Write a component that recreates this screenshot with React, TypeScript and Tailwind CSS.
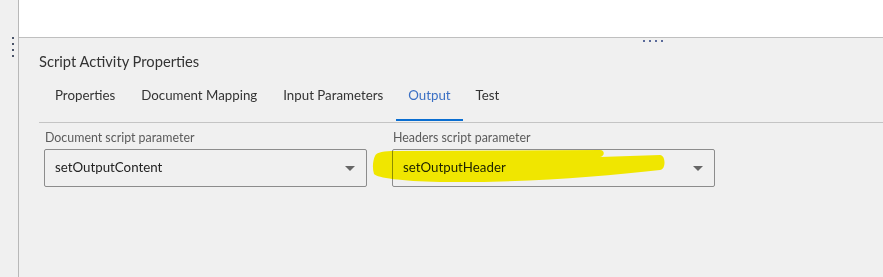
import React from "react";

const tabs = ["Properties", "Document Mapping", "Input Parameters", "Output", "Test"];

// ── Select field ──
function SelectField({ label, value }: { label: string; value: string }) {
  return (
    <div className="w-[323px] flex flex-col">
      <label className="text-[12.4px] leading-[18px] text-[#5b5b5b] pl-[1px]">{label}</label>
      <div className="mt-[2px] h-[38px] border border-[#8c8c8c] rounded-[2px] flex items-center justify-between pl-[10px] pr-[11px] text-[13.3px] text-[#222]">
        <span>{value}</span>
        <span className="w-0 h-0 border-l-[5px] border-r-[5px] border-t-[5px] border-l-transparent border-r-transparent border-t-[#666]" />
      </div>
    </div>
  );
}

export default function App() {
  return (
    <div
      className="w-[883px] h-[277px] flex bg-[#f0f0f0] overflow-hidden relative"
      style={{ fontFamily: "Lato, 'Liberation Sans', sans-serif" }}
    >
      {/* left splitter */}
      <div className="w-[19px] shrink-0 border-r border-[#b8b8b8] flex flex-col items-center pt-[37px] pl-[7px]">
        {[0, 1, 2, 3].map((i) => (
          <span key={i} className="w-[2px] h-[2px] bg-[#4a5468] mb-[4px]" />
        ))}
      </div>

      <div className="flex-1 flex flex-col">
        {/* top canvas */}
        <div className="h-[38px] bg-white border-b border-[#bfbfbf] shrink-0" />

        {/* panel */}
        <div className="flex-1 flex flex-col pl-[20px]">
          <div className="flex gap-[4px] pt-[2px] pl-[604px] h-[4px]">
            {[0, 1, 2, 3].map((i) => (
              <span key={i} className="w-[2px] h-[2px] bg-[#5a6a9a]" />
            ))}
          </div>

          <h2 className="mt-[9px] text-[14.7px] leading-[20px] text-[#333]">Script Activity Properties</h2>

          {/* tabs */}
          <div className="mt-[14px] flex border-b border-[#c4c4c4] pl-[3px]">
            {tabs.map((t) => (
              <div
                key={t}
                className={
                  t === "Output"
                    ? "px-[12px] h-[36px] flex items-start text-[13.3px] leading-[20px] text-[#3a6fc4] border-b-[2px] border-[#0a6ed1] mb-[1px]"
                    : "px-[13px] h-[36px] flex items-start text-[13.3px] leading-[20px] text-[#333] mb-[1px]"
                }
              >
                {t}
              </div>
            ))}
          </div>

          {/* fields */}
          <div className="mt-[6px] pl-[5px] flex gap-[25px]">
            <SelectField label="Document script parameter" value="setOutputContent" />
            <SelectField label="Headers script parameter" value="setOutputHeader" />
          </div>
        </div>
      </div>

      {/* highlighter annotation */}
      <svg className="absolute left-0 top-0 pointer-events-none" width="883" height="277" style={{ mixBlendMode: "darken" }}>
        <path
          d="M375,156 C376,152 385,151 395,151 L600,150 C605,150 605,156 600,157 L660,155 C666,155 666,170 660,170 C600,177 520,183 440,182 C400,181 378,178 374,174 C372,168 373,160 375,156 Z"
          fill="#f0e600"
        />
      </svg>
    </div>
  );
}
= = = = = = =
Stated problem: Are you able to set down all the lines above exactly, without any pictures?

Result:
Write a component that recreates this screenshot with React, TypeScript and Tailwind CSS.
import React from "react";

const tabs = ["Properties", "Document Mapping", "Input Parameters", "Output", "Test"];

// ── Select field ──
function SelectField({ label, value }: { label: string; value: string }) {
  return (
    <div className="w-[323px] flex flex-col">
      <label className="text-[12.4px] leading-[18px] text-[#5b5b5b] pl-[1px]">{label}</label>
      <div className="mt-[2px] h-[38px] border border-[#8c8c8c] rounded-[2px] flex items-center justify-between pl-[10px] pr-[11px] text-[13.3px] text-[#222]">
        <span>{value}</span>
        <span className="w-0 h-0 border-l-[5px] border-r-[5px] border-t-[5px] border-l-transparent border-r-transparent border-t-[#666]" />
      </div>
    </div>
  );
}

export default function App() {
  return (
    <div
      className="w-[883px] h-[277px] flex bg-[#f0f0f0] overflow-hidden relative"
      style={{ fontFamily: "Lato, 'Liberation Sans', sans-serif" }}
    >
      {/* left splitter */}
      <div className="w-[19px] shrink-0 border-r border-[#b8b8b8] flex flex-col items-center pt-[37px] pl-[7px]">
        {[0, 1, 2, 3].map((i) => (
          <span key={i} className="w-[2px] h-[2px] bg-[#4a5468] mb-[4px]" />
        ))}
      </div>

      <div className="flex-1 flex flex-col">
        {/* top canvas */}
        <div className="h-[38px] bg-white border-b border-[#bfbfbf] shrink-0" />

        {/* panel */}
        <div className="flex-1 flex flex-col pl-[20px]">
          <div className="flex gap-[4px] pt-[2px] pl-[604px] h-[4px]">
            {[0, 1, 2, 3].map((i) => (
              <span key={i} className="w-[2px] h-[2px] bg-[#5a6a9a]" />
            ))}
          </div>

          <h2 className="mt-[9px] text-[14.7px] leading-[20px] text-[#333]">Script Activity Properties</h2>

          {/* tabs */}
          <div className="mt-[14px] flex border-b border-[#c4c4c4] pl-[3px]">
            {tabs.map((t) => (
              <div
                key={t}
                className={
                  t === "Output"
                    ? "px-[12px] h-[36px] flex items-start text-[13.3px] leading-[20px] text-[#3a6fc4] border-b-[2px] border-[#0a6ed1] mb-[1px]"
                    : "px-[13px] h-[36px] flex items-start text-[13.3px] leading-[20px] text-[#333] mb-[1px]"
                }
              >
                {t}
              </div>
            ))}
          </div>

          {/* fields */}
          <div className="mt-[6px] pl-[5px] flex gap-[25px]">
            <SelectField label="Document script parameter" value="setOutputContent" />
            <SelectField label="Headers script parameter" value="setOutputHeader" />
          </div>
        </div>
      </div>

      {/* highlighter annotation */}
      <svg className="absolute left-0 top-0 pointer-events-none" width="883" height="277" style={{ mixBlendMode: "darken" }}>
        <path
          d="M375,156 C376,152 385,151 395,151 L600,150 C605,150 605,156 600,157 L660,155 C666,155 666,170 660,170 C600,177 520,183 440,182 C400,181 378,178 374,174 C372,168 373,160 375,156 Z"
          fill="#f0e600"
        />
      </svg>
    </div>
  );
}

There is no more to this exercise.